As such, we are mitigating the disruption as much as possible by reconfiguring and rerouting traffic including NNIs across our WDM ring to our THN POP. This is invoking our DR scenario.

The time it takes to invoke this DR scenario and restore services will be determined on the time it takes to reconfigure services across this WDM link to our THN router. We therefore expect customers whose services terminate in LD8 to potentially be experiencing an outage until late morning Thursday 1st April.
We are doing everything we can to bring this forward.

We have escalated the hardware replacement with our support vendor to provide a replacement router ASAP and will be making further such escalations in the coming hours.

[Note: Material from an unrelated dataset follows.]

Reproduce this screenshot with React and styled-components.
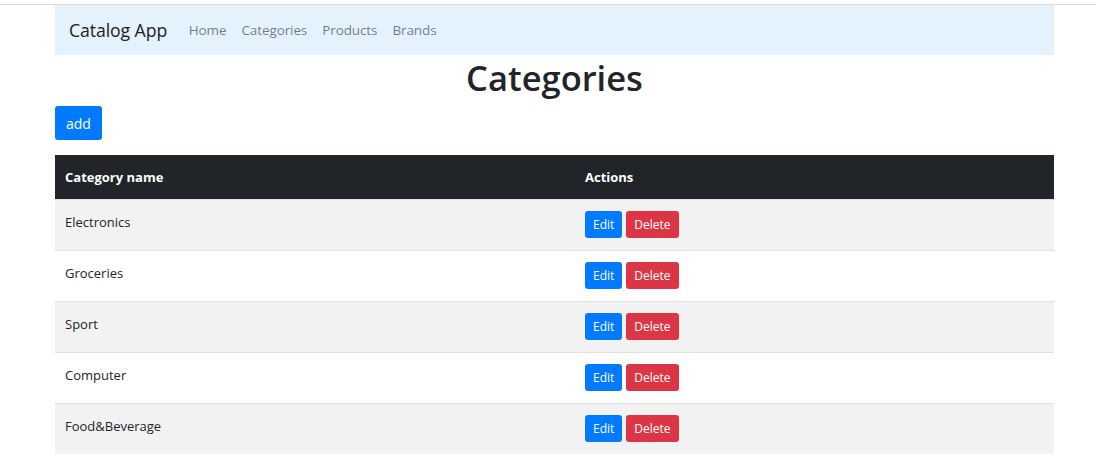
import React from "react";
import styled, { createGlobalStyle } from "styled-components";

const Global = createGlobalStyle`
  html, body { margin: 0; padding: 0; background: #fff; }
  body {
    font-family: "Open Sans", "Noto Sans", sans-serif;
    color: #212529;
  }
  * { box-sizing: border-box; }
`;

const TopRule = styled.div`
  height: 5px;
  border-bottom: 1px solid #d9d9d9;
`;

const Container = styled.div`
  width: 999px;
  margin-left: 55px;
`;

const Navbar = styled.nav`
  height: 50px;
  background: #e3f2fd;
  display: flex;
  align-items: center;
  padding: 0 14px;
`;

const Brand = styled.span`
  font-size: 17.7px;
  color: #222;
  margin-right: 14px;
  letter-spacing: -0.1px;
`;

const NavLink = styled.a`
  font-size: 13.5px;
  color: rgba(0, 0, 0, 0.5);
  padding: 0 7.5px;
  text-decoration: none;
  letter-spacing: -0.1px;
`;

const Title = styled.h1`
  margin: 0;
  text-align: center;
  font-size: 34.5px;
  font-weight: 600;
  line-height: 46px;
  color: #212529;
`;

const AddButton = styled.button`
  margin-top: 5px;
  height: 34px;
  padding: 0 11px;
  border: none;
  border-radius: 3px;
  background: #007bff;
  color: #fff;
  font-family: inherit;
  font-size: 14px;
`;

const Table = styled.table`
  width: 100%;
  margin-top: 15px;
  border-collapse: collapse;
  table-layout: fixed;
`;

const HeadCell = styled.th`
  background: #212529;
  color: #fff;
  text-align: left;
  font-size: 13px;
  font-weight: 700;
  height: 44px;
  padding: 0 10px;
  width: ${(p) => p.$w || "auto"};
`;

const Row = styled.tr`
  background: ${(p) => (p.$striped ? "#f2f2f2" : "#fff")};
  border-top: 1px solid #dee2e6;
`;

const Cell = styled.td`
  height: 51px;
  padding: 0 10px;
  font-size: 13px;
  vertical-align: middle;
`;

const NameText = styled.span`
  position: relative;
  top: -3px;
`;

const Actions = styled.div`
  display: flex;
  gap: 4px;
`;

const SmallButton = styled.button`
  height: 27px;
  padding: 0 8px;
  border: none;
  border-radius: 3px;
  background: ${(p) => (p.$danger ? "#dc3545" : "#007bff")};
  color: #fff;
  font-family: inherit;
  font-size: 12px;
`;

const categories = ["Electronics", "Groceries", "Sport", "Computer", "Food&Beverage"];

export default function App() {
  return (
    <>
      <Global />
      <TopRule />
      <Container>
        <Navbar>
          <Brand>Catalog App</Brand>
          <NavLink>Home</NavLink>
          <NavLink>Categories</NavLink>
          <NavLink>Products</NavLink>
          <NavLink>Brands</NavLink>
        </Navbar>
        <Title>Categories</Title>
        <AddButton>add</AddButton>
        <Table>
          <thead>
            <tr>
              <HeadCell $w="520px">Category name</HeadCell>
              <HeadCell>Actions</HeadCell>
            </tr>
          </thead>
          <tbody>
            {categories.map((c, i) => (
              <Row key={c} $striped={i % 2 === 0}>
                <Cell>
                  <NameText>{c}</NameText>
                </Cell>
                <Cell>
                  <Actions>
                    <SmallButton>Edit</SmallButton>
                    <SmallButton $danger>Delete</SmallButton>
                  </Actions>
                </Cell>
              </Row>
            ))}
          </tbody>
        </Table>
      </Container>
    </>
  );
}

Services are gradually being restored including DBX hosted voice customers.
Leased line NNIs will follow.
All broadband connections remain unaffected as these route via Telehouse North, our other core data centre.
The entire network is ‘at-risk’ due to this outage.

We will continue to post updates here as our DR plan progresses and Vendor TAC update us.

We apologise for any inconvenience this causes.

Posted Apr 01, 2021 - 06:20 BST

This incident affected: Giganet - Broadband and Internet (Giganet Core - Routing, Giganet Core - Broadband (BNG/LNS), Giganet Core - IP Transit, Giganet Core - Peering, Giganet Core - MPLS PWANs, Giganet Core - Hosted Firewalls, Carrier - ELITE/IGNITE (Leased line)), Giganet - Data Centres & Points of Presence (Giganet Core - London Docklands (LD8)), Giganet - Voice Services (Giganet SIP Trunks - LD8 SBC), Giganet Network 1 - Core Applications (DNS03 Recursive Server, RADIUS02 Server, SMTP02 Relay Server, NTP02 Server), and Contacting us/ Tools/ Portals (Giganet - Partner Portal).